◆ AIM: Copy out the material below in full, but not its images.

— Start of MATERIAL PROVIDED —

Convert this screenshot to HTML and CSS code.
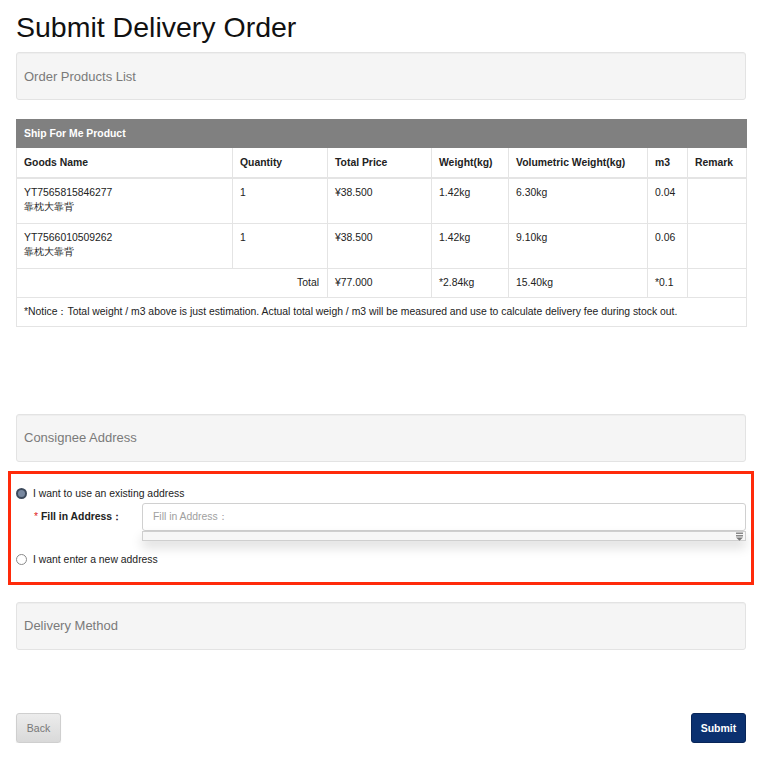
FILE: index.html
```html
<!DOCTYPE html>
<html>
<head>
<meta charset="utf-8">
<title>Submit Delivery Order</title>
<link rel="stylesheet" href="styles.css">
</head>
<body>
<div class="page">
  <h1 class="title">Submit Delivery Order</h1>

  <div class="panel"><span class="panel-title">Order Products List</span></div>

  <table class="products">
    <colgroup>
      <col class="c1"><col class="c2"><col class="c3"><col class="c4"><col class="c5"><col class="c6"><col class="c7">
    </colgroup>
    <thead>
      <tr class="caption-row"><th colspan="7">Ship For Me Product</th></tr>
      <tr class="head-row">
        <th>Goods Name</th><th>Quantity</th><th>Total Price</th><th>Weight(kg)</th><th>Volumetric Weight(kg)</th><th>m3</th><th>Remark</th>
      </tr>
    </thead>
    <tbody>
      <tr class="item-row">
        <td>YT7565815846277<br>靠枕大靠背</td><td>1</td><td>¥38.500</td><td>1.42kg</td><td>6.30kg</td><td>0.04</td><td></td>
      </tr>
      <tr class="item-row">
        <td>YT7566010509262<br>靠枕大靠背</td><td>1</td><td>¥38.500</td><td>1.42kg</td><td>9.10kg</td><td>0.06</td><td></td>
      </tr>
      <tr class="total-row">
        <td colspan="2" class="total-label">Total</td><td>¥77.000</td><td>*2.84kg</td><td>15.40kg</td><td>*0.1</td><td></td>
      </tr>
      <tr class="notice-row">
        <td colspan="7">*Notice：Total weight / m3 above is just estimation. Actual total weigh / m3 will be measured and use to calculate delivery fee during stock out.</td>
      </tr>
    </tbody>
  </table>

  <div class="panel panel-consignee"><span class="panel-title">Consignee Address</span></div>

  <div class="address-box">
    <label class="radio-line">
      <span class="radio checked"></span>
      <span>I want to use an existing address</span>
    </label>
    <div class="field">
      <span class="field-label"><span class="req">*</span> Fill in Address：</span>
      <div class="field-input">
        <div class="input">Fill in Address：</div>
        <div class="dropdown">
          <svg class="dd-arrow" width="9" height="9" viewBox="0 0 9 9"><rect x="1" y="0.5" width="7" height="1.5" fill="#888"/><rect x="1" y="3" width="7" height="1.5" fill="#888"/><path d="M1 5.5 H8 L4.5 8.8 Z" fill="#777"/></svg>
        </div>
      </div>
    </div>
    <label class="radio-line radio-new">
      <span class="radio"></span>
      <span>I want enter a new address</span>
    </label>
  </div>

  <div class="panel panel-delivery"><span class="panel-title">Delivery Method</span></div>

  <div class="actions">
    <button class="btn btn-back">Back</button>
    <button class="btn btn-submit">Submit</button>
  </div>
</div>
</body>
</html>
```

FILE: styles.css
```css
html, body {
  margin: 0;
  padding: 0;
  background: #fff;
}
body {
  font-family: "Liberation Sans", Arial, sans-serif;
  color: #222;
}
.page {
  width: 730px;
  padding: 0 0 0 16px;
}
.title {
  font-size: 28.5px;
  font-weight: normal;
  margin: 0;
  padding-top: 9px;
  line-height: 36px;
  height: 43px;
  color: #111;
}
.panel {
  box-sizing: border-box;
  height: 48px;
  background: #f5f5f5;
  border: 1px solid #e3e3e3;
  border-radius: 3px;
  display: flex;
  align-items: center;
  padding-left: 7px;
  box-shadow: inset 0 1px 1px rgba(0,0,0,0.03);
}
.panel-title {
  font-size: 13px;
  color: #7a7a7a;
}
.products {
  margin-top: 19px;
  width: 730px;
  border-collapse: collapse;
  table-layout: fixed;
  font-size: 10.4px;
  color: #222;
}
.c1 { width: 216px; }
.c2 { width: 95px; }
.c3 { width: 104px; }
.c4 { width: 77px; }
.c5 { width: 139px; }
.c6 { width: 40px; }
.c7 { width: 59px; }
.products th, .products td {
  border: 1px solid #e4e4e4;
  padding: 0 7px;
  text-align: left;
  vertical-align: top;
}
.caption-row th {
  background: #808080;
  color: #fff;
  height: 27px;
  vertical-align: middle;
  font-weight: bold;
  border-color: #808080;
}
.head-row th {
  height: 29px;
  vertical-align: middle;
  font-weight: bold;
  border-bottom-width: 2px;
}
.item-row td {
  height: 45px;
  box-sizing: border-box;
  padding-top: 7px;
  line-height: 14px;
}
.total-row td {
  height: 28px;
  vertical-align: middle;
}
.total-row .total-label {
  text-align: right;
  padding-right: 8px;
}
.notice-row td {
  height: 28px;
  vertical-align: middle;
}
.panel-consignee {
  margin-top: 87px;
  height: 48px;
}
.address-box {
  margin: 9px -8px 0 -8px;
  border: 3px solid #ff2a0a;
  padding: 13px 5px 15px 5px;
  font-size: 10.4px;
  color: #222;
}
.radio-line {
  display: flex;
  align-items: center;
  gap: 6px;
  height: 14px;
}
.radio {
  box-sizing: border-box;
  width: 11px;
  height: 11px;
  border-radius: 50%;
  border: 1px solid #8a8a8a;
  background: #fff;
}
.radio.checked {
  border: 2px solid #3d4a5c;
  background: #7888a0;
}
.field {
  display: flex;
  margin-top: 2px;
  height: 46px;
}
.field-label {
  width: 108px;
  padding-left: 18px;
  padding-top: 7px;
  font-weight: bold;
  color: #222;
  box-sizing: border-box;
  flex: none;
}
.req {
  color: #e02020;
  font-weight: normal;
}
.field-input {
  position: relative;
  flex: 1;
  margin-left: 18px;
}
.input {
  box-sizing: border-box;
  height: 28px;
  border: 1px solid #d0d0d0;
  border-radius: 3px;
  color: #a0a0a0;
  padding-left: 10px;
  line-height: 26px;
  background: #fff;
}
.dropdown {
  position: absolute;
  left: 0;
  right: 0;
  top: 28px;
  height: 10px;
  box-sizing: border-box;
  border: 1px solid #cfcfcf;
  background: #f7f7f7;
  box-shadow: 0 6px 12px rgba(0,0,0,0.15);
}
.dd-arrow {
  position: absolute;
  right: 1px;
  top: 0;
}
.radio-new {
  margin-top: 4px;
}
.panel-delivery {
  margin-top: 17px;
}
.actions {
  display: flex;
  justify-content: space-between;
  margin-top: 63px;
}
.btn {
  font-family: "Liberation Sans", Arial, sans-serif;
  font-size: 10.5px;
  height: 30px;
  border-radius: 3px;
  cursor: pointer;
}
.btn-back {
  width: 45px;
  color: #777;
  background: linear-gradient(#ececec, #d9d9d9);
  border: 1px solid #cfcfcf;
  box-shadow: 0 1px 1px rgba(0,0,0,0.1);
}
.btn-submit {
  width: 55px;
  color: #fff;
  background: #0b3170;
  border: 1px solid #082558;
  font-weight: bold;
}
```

— End of MATERIAL PROVIDED —

◆ WRITTEN RESPONSE:
Convert this screenshot to HTML and CSS code.
FILE: index.html
```html
<!DOCTYPE html>
<html>
<head>
<meta charset="utf-8">
<title>Submit Delivery Order</title>
<link rel="stylesheet" href="styles.css">
</head>
<body>
<div class="page">
  <h1 class="title">Submit Delivery Order</h1>

  <div class="panel"><span class="panel-title">Order Products List</span></div>

  <table class="products">
    <colgroup>
      <col class="c1"><col class="c2"><col class="c3"><col class="c4"><col class="c5"><col class="c6"><col class="c7">
    </colgroup>
    <thead>
      <tr class="caption-row"><th colspan="7">Ship For Me Product</th></tr>
      <tr class="head-row">
        <th>Goods Name</th><th>Quantity</th><th>Total Price</th><th>Weight(kg)</th><th>Volumetric Weight(kg)</th><th>m3</th><th>Remark</th>
      </tr>
    </thead>
    <tbody>
      <tr class="item-row">
        <td>YT7565815846277<br>靠枕大靠背</td><td>1</td><td>¥38.500</td><td>1.42kg</td><td>6.30kg</td><td>0.04</td><td></td>
      </tr>
      <tr class="item-row">
        <td>YT7566010509262<br>靠枕大靠背</td><td>1</td><td>¥38.500</td><td>1.42kg</td><td>9.10kg</td><td>0.06</td><td></td>
      </tr>
      <tr class="total-row">
        <td colspan="2" class="total-label">Total</td><td>¥77.000</td><td>*2.84kg</td><td>15.40kg</td><td>*0.1</td><td></td>
      </tr>
      <tr class="notice-row">
        <td colspan="7">*Notice：Total weight / m3 above is just estimation. Actual total weigh / m3 will be measured and use to calculate delivery fee during stock out.</td>
      </tr>
    </tbody>
  </table>

  <div class="panel panel-consignee"><span class="panel-title">Consignee Address</span></div>

  <div class="address-box">
    <label class="radio-line">
      <span class="radio checked"></span>
      <span>I want to use an existing address</span>
    </label>
    <div class="field">
      <span class="field-label"><span class="req">*</span> Fill in Address：</span>
      <div class="field-input">
        <div class="input">Fill in Address：</div>
        <div class="dropdown">
          <svg class="dd-arrow" width="9" height="9" viewBox="0 0 9 9"><rect x="1" y="0.5" width="7" height="1.5" fill="#888"/><rect x="1" y="3" width="7" height="1.5" fill="#888"/><path d="M1 5.5 H8 L4.5 8.8 Z" fill="#777"/></svg>
        </div>
      </div>
    </div>
    <label class="radio-line radio-new">
      <span class="radio"></span>
      <span>I want enter a new address</span>
    </label>
  </div>

  <div class="panel panel-delivery"><span class="panel-title">Delivery Method</span></div>

  <div class="actions">
    <button class="btn btn-back">Back</button>
    <button class="btn btn-submit">Submit</button>
  </div>
</div>
</body>
</html>
```

FILE: styles.css
```css
html, body {
  margin: 0;
  padding: 0;
  background: #fff;
}
body {
  font-family: "Liberation Sans", Arial, sans-serif;
  color: #222;
}
.page {
  width: 730px;
  padding: 0 0 0 16px;
}
.title {
  font-size: 28.5px;
  font-weight: normal;
  margin: 0;
  padding-top: 9px;
  line-height: 36px;
  height: 43px;
  color: #111;
}
.panel {
  box-sizing: border-box;
  height: 48px;
  background: #f5f5f5;
  border: 1px solid #e3e3e3;
  border-radius: 3px;
  display: flex;
  align-items: center;
  padding-left: 7px;
  box-shadow: inset 0 1px 1px rgba(0,0,0,0.03);
}
.panel-title {
  font-size: 13px;
  color: #7a7a7a;
}
.products {
  margin-top: 19px;
  width: 730px;
  border-collapse: collapse;
  table-layout: fixed;
  font-size: 10.4px;
  color: #222;
}
.c1 { width: 216px; }
.c2 { width: 95px; }
.c3 { width: 104px; }
.c4 { width: 77px; }
.c5 { width: 139px; }
.c6 { width: 40px; }
.c7 { width: 59px; }
.products th, .products td {
  border: 1px solid #e4e4e4;
  padding: 0 7px;
  text-align: left;
  vertical-align: top;
}
.caption-row th {
  background: #808080;
  color: #fff;
  height: 27px;
  vertical-align: middle;
  font-weight: bold;
  border-color: #808080;
}
.head-row th {
  height: 29px;
  vertical-align: middle;
  font-weight: bold;
  border-bottom-width: 2px;
}
.item-row td {
  height: 45px;
  box-sizing: border-box;
  padding-top: 7px;
  line-height: 14px;
}
.total-row td {
  height: 28px;
  vertical-align: middle;
}
.total-row .total-label {
  text-align: right;
  padding-right: 8px;
}
.notice-row td {
  height: 28px;
  vertical-align: middle;
}
.panel-consignee {
  margin-top: 87px;
  height: 48px;
}
.address-box {
  margin: 9px -8px 0 -8px;
  border: 3px solid #ff2a0a;
  padding: 13px 5px 15px 5px;
  font-size: 10.4px;
  color: #222;
}
.radio-line {
  display: flex;
  align-items: center;
  gap: 6px;
  height: 14px;
}
.radio {
  box-sizing: border-box;
  width: 11px;
  height: 11px;
  border-radius: 50%;
  border: 1px solid #8a8a8a;
  background: #fff;
}
.radio.checked {
  border: 2px solid #3d4a5c;
  background: #7888a0;
}
.field {
  display: flex;
  margin-top: 2px;
  height: 46px;
}
.field-label {
  width: 108px;
  padding-left: 18px;
  padding-top: 7px;
  font-weight: bold;
  color: #222;
  box-sizing: border-box;
  flex: none;
}
.req {
  color: #e02020;
  font-weight: normal;
}
.field-input {
  position: relative;
  flex: 1;
  margin-left: 18px;
}
.input {
  box-sizing: border-box;
  height: 28px;
  border: 1px solid #d0d0d0;
  border-radius: 3px;
  color: #a0a0a0;
  padding-left: 10px;
  line-height: 26px;
  background: #fff;
}
.dropdown {
  position: absolute;
  left: 0;
  right: 0;
  top: 28px;
  height: 10px;
  box-sizing: border-box;
  border: 1px solid #cfcfcf;
  background: #f7f7f7;
  box-shadow: 0 6px 12px rgba(0,0,0,0.15);
}
.dd-arrow {
  position: absolute;
  right: 1px;
  top: 0;
}
.radio-new {
  margin-top: 4px;
}
.panel-delivery {
  margin-top: 17px;
}
.actions {
  display: flex;
  justify-content: space-between;
  margin-top: 63px;
}
.btn {
  font-family: "Liberation Sans", Arial, sans-serif;
  font-size: 10.5px;
  height: 30px;
  border-radius: 3px;
  cursor: pointer;
}
.btn-back {
  width: 45px;
  color: #777;
  background: linear-gradient(#ececec, #d9d9d9);
  border: 1px solid #cfcfcf;
  box-shadow: 0 1px 1px rgba(0,0,0,0.1);
}
.btn-submit {
  width: 55px;
  color: #fff;
  background: #0b3170;
  border: 1px solid #082558;
  font-weight: bold;
}
```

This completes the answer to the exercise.